The Uncomfortable View from 1824

Or, what our real problem is

"Americans elites in 1824 successfully prevented a demagogue from assuming the presidency. The demagogue, Andrew Jackson, won a clear plurality of the popular votes and a small plurality of electoral votes...This elite success was short-lived. ..Jackson, who received only 41 percent of the popular vote in 1824, received 56% of the vote in 1828... Jackson and his allies in Congress sponsored a genocidal removal of native Americans from the south, substantially increased national support for human bondage, created a recession by destroying the national banking system, put an end to internal improvements, and scuttled plans for a national university. Jackson’s bellicosity set in motion the events that led to the Mexican War and probably, the events that led to the Civil War...

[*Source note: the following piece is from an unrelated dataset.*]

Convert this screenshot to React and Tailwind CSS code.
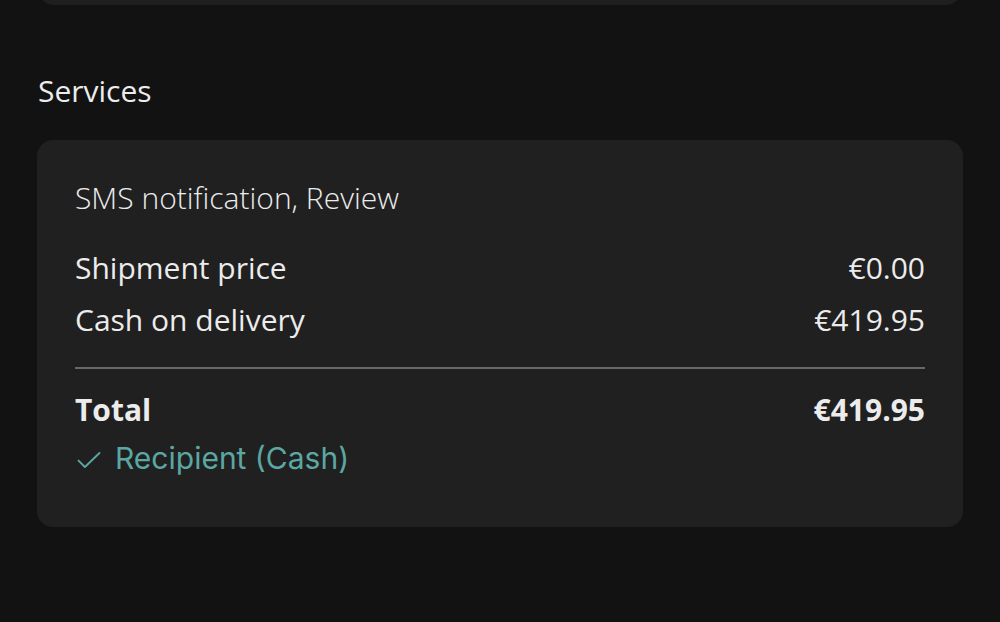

"American elites were right to perceive a constitutional crisis in 1824, but they misperceived that crisis. Jefferson, Madison, the Adams clan, and other persons associated with the framing generations loathed Andrew Jackson, a person they correctly regarded as constitutionally unsuited for the presidency because of his bigotry, proclivity to violence and lack of knowledge about public affairs. The actual constitutional crisis in 1824 was that a substantial percentage of American voters enthusiastically cast their ballots for a person constitutionally unsuited for the presidency because of his bigotry, proclivity to violence and lack of knowledge about public affairs....

"The lesson 1824 should teach 2016 is that the approximately 47% of voters who cast ballots for Donald Trump on election day is the most fundamental crisis of our time rather the accidental outcome that a person grossly unfit for the presidency was elected this time. A nation in which 47% of the voters are willing to vote for a person patently unqualified to be president of the United States (or Treasurer of the Linden Community Civil Association for that matter) is a nation in deep constitutional trouble regardless of whether by accidents of timing and whether that candidate wins or loses...

"we need to follow Abraham Lincoln, who spent almost no time during the 1850s persuading the already persuaded that the three-fifths rule was unfair and a good deal of time persuading crucial voters (by the rules of the time) that both their principles and their self-interest were better served by Republicans than Jacksonian Democrats. One hopes this lesson is learned in less than thirty years."